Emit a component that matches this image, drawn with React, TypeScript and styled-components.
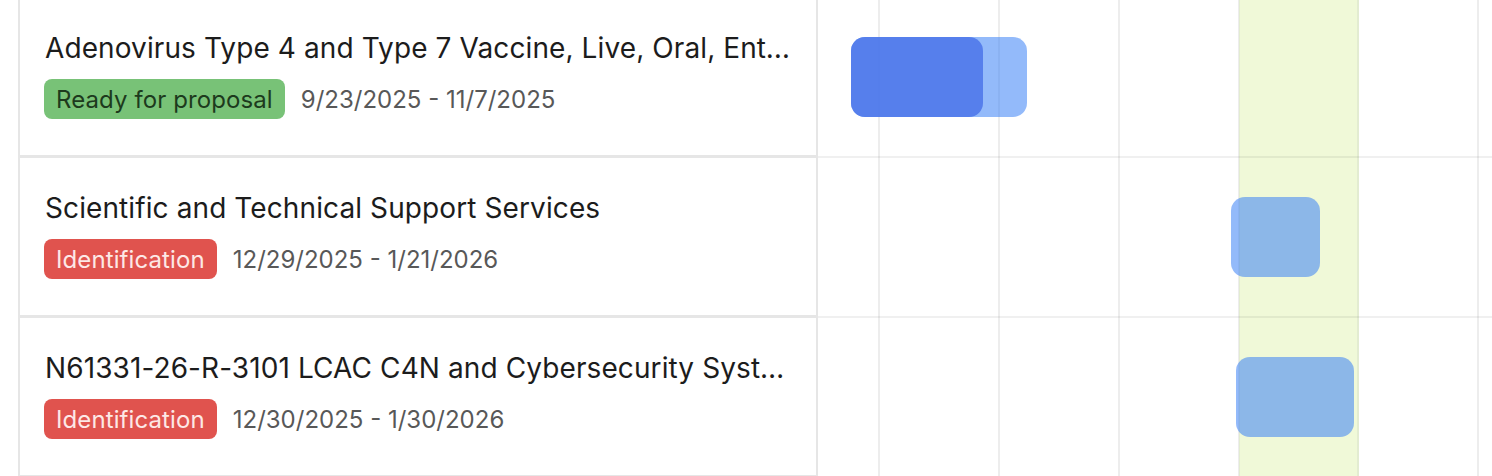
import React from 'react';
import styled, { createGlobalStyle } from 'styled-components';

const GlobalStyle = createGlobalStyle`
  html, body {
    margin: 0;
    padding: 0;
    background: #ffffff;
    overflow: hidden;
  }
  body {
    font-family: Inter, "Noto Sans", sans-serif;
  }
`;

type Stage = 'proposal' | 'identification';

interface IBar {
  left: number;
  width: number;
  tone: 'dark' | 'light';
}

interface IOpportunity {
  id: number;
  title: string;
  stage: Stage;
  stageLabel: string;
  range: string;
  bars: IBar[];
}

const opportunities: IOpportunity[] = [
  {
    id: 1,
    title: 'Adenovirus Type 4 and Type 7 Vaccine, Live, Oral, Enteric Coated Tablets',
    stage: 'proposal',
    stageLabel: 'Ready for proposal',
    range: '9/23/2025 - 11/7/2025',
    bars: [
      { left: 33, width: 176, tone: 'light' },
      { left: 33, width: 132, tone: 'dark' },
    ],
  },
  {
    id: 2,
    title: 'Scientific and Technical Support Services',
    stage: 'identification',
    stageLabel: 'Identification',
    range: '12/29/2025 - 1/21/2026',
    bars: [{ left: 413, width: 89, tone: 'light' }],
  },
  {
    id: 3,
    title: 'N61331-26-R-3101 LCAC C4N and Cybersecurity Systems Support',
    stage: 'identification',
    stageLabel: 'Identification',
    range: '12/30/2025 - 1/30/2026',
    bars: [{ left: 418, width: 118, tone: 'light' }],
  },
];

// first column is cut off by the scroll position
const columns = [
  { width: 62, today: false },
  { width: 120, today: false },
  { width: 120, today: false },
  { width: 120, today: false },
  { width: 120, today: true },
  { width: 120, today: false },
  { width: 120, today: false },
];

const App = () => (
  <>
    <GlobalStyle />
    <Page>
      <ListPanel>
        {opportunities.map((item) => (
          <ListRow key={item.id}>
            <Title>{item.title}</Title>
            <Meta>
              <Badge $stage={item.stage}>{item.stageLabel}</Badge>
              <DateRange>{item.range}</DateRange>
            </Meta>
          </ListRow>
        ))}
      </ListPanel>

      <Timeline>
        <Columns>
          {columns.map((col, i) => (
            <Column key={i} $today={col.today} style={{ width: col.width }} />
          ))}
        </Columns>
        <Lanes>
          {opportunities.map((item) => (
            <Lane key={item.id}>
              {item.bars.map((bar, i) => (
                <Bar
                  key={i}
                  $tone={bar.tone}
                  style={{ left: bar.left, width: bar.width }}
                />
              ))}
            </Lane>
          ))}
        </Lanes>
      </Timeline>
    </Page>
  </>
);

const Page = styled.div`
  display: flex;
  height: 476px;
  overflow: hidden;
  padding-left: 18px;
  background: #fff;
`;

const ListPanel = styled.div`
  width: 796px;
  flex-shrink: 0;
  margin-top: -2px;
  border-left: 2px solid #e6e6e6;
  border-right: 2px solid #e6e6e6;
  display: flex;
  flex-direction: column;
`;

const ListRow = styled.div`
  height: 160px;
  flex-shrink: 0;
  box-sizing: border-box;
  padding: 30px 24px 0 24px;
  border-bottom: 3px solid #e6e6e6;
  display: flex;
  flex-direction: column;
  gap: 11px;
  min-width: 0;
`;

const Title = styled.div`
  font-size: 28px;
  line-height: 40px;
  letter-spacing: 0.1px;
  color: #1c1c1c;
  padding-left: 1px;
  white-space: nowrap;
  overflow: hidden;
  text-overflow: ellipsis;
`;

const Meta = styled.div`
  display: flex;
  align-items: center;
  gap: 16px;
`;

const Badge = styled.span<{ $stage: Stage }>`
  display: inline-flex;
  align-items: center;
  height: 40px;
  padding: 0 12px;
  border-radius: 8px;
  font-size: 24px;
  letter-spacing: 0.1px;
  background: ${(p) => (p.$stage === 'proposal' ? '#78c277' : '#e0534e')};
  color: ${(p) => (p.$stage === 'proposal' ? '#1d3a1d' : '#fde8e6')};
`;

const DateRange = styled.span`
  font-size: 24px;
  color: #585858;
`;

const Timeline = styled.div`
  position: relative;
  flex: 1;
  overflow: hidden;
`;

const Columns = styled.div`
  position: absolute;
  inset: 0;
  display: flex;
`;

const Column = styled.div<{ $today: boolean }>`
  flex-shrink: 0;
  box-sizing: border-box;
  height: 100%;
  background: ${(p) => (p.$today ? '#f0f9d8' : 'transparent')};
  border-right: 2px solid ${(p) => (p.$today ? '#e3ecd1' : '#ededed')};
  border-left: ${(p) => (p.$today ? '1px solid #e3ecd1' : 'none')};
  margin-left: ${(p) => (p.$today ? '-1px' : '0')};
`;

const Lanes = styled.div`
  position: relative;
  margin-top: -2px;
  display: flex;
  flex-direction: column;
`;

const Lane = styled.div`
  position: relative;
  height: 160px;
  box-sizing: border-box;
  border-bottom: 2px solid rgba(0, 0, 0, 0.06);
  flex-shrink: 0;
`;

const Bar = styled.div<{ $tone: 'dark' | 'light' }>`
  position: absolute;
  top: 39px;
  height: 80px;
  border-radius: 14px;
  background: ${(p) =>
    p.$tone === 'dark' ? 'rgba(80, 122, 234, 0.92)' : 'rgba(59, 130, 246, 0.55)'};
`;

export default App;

· · · · · · ·

* [To be done] Pictures excluded, repeat exactly the lines from the top of the material through the line with "type Stage = 'proposal' | 'identification';", including both of those lines.

* [Exercise result]
Emit a component that matches this image, drawn with React, TypeScript and styled-components.
import React from 'react';
import styled, { createGlobalStyle } from 'styled-components';

const GlobalStyle = createGlobalStyle`
  html, body {
    margin: 0;
    padding: 0;
    background: #ffffff;
    overflow: hidden;
  }
  body {
    font-family: Inter, "Noto Sans", sans-serif;
  }
`;

type Stage = 'proposal' | 'identification';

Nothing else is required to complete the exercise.